Interpreter Spotlight: Meet Luisa Alvizu
Luisa Alvizu is a Spanish language interpreter in medical settings. This is the latest in our series of blog posts highlighting the variety of careers available in the field of interpreting, and the variety of professional language specialists who work as Liberty interpreters.
How long have you been working as an interpreter, and in what languages?
I am new to the field: I began working as a Spanish language interpreter in medical settings in September 2021.
Why did you choose this profession?
I was looking for a job in which I could use my medical background, my language skills as well as my passion for helping people. Interpreting combines all three for a perfect fit!
How did you get started as an interpreter?
A good friend of mine told me about Liberty Language Services and advised me to inquire about their training courses. After calling and inquiring, I chose to take Liberty’s 40-hour, online Professional Medical Interpreter training course, started working with them, and the rest is history!
Do you remember your first interpreting assignment?
I can’t forget it! It was at a rehabilitation hospital in Tacoma Park, MD. It is really far away from my house, and still I accepted it…I was ready to start! After that day, I knew I found my professional niche, my new career.
How do you prepare for your assignments?
I found the most important thing is to have my vouchers ready the night before. I check to be sure my badge is with me and calculate the time needed to arrive at the location at least 10 minutes before the start time. A former professor told me once: “If you are early, you are on time; if you are on time, you’re late!”
Do you recommend any app or tool that is helpful for new interpreters?
The only app I use is a Spanish English dictionary, for those times when I need to be sure I use a medical term or other word correctly.
How do you develop and maintain your professional skills?
I develop and maintain my skills by practicing with the consistent intention of improving with each assignment. I keep a notebook with me and write down words or questions when they emerge, and go back later to review if needed.
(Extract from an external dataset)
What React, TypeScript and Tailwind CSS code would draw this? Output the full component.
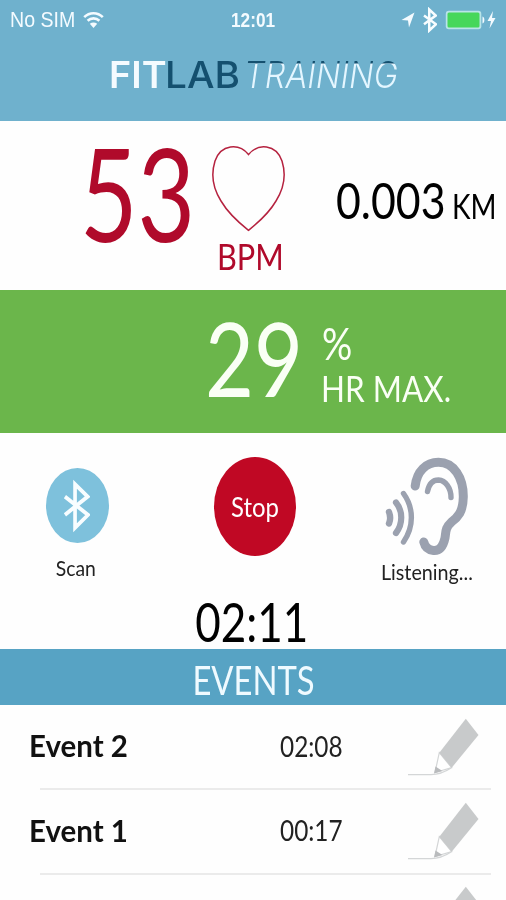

Liberty’s variety of courses on interpretation are also important tools to grow into this career.
What do you think is the most important thing you should do to be a successful interpreter?
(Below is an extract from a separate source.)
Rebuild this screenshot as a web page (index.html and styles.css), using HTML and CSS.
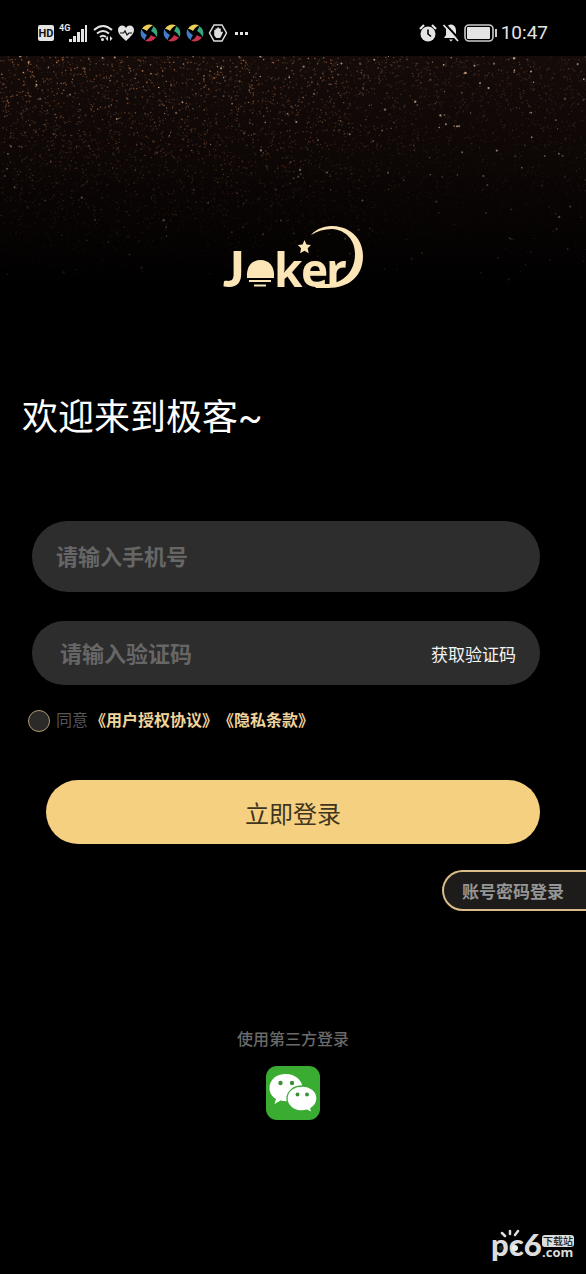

I think it’s really important to maintain an objective, caring and professional presence throughout every assignment; treat the opportunity that has been given to us with honor and respect for the patient and provider; and last but not least, remember that what we do is very important, since we become a bridge of crucial information to be delivered with accuracy.
What would you like changed or improved in the interpreting industry?
Unless we find a full time job, which is rare, we don’t have stability and benefits. The standards for training and choosing interpreters should be closely observed and followed, and I believe supervision of on-site performance could help with quality of service.
What was the most memorable interpreting experience you’ve had?
There is uniqueness in every assignment. Every provider and client are different, as well as the different settings and situations. It may sound funny, but at the end of every day, I meditate on the lesson I get from every experience as an interpreter, and believe me, there is always something new. I tell my children that I found a profession where they pay me to feel happy with myself and with what I do. Isn’t it amazing?!